**GOAL**
In your copy, leave out the pictures; write out all the data exactly.

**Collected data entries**
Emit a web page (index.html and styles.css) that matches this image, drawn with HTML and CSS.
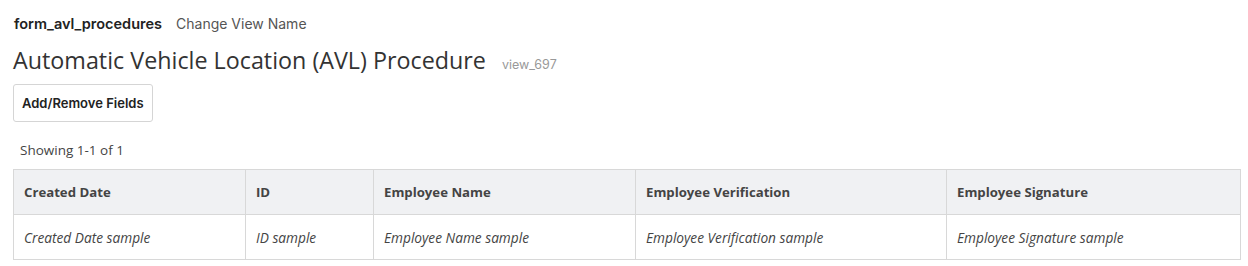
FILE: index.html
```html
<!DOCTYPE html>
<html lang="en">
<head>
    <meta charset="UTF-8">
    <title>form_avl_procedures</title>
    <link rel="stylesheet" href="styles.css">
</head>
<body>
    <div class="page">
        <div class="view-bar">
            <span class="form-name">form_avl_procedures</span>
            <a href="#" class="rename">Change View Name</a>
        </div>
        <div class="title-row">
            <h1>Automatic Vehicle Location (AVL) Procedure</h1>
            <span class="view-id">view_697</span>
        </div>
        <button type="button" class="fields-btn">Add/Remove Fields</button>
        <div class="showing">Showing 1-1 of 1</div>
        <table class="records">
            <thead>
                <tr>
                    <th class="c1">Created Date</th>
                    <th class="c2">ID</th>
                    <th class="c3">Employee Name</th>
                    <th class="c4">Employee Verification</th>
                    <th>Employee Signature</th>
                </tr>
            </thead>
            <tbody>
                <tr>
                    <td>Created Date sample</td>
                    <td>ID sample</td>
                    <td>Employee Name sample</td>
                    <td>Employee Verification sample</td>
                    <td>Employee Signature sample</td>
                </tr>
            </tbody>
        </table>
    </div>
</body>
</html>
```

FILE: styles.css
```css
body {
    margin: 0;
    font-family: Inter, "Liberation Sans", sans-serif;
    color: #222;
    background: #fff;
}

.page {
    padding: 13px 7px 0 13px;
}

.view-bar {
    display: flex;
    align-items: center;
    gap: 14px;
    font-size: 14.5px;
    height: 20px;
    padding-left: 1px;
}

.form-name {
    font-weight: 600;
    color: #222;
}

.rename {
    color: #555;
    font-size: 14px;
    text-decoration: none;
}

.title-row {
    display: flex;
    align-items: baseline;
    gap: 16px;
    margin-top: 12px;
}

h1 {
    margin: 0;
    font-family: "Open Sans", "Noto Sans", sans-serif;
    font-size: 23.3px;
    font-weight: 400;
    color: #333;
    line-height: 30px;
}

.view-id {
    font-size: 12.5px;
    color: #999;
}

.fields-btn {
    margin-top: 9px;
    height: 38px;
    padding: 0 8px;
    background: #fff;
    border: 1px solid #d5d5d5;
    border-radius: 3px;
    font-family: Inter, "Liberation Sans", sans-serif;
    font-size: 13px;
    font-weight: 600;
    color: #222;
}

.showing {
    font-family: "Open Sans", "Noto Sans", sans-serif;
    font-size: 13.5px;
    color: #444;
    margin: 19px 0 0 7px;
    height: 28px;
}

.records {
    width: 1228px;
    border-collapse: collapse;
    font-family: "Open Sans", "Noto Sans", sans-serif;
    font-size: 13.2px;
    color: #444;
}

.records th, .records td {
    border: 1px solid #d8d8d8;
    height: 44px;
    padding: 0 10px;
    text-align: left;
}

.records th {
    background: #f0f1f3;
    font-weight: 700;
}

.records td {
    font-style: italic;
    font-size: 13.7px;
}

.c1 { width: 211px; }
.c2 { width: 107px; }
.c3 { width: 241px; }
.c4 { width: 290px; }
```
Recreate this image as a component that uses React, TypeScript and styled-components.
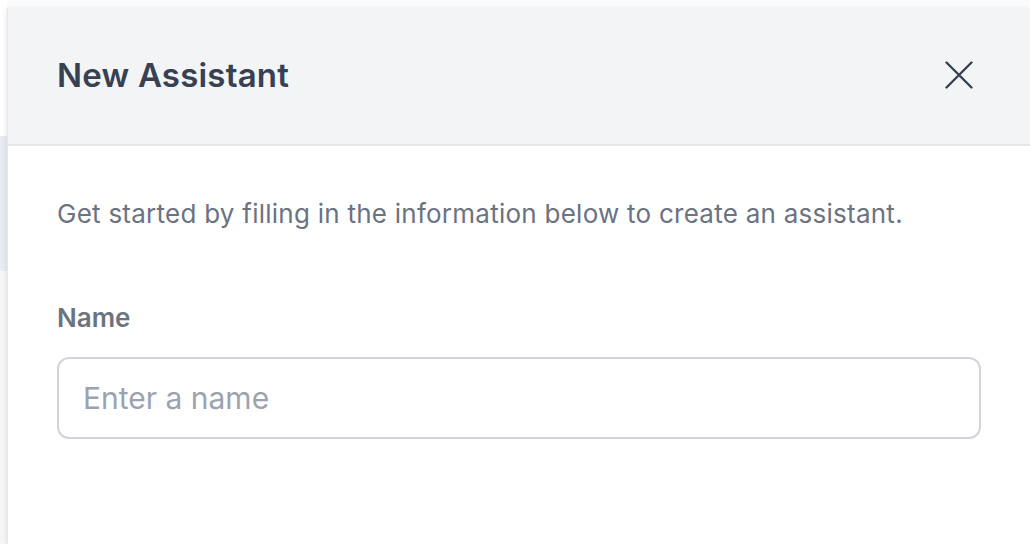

**OUTPUT FOR THIS TASK**
Emit a web page (index.html and styles.css) that matches this image, drawn with HTML and CSS.
FILE: index.html
```html
<!DOCTYPE html>
<html lang="en">
<head>
    <meta charset="UTF-8">
    <title>form_avl_procedures</title>
    <link rel="stylesheet" href="styles.css">
</head>
<body>
    <div class="page">
        <div class="view-bar">
            <span class="form-name">form_avl_procedures</span>
            <a href="#" class="rename">Change View Name</a>
        </div>
        <div class="title-row">
            <h1>Automatic Vehicle Location (AVL) Procedure</h1>
            <span class="view-id">view_697</span>
        </div>
        <button type="button" class="fields-btn">Add/Remove Fields</button>
        <div class="showing">Showing 1-1 of 1</div>
        <table class="records">
            <thead>
                <tr>
                    <th class="c1">Created Date</th>
                    <th class="c2">ID</th>
                    <th class="c3">Employee Name</th>
                    <th class="c4">Employee Verification</th>
                    <th>Employee Signature</th>
                </tr>
            </thead>
            <tbody>
                <tr>
                    <td>Created Date sample</td>
                    <td>ID sample</td>
                    <td>Employee Name sample</td>
                    <td>Employee Verification sample</td>
                    <td>Employee Signature sample</td>
                </tr>
            </tbody>
        </table>
    </div>
</body>
</html>
```

FILE: styles.css
```css
body {
    margin: 0;
    font-family: Inter, "Liberation Sans", sans-serif;
    color: #222;
    background: #fff;
}

.page {
    padding: 13px 7px 0 13px;
}

.view-bar {
    display: flex;
    align-items: center;
    gap: 14px;
    font-size: 14.5px;
    height: 20px;
    padding-left: 1px;
}

.form-name {
    font-weight: 600;
    color: #222;
}

.rename {
    color: #555;
    font-size: 14px;
    text-decoration: none;
}

.title-row {
    display: flex;
    align-items: baseline;
    gap: 16px;
    margin-top: 12px;
}

h1 {
    margin: 0;
    font-family: "Open Sans", "Noto Sans", sans-serif;
    font-size: 23.3px;
    font-weight: 400;
    color: #333;
    line-height: 30px;
}

.view-id {
    font-size: 12.5px;
    color: #999;
}

.fields-btn {
    margin-top: 9px;
    height: 38px;
    padding: 0 8px;
    background: #fff;
    border: 1px solid #d5d5d5;
    border-radius: 3px;
    font-family: Inter, "Liberation Sans", sans-serif;
    font-size: 13px;
    font-weight: 600;
    color: #222;
}

.showing {
    font-family: "Open Sans", "Noto Sans", sans-serif;
    font-size: 13.5px;
    color: #444;
    margin: 19px 0 0 7px;
    height: 28px;
}

.records {
    width: 1228px;
    border-collapse: collapse;
    font-family: "Open Sans", "Noto Sans", sans-serif;
    font-size: 13.2px;
    color: #444;
}

.records th, .records td {
    border: 1px solid #d8d8d8;
    height: 44px;
    padding: 0 10px;
    text-align: left;
}

.records th {
    background: #f0f1f3;
    font-weight: 700;
}

.records td {
    font-style: italic;
    font-size: 13.7px;
}

.c1 { width: 211px; }
.c2 { width: 107px; }
.c3 { width: 241px; }
.c4 { width: 290px; }
```
Recreate this image as a component that uses React, TypeScript and styled-components.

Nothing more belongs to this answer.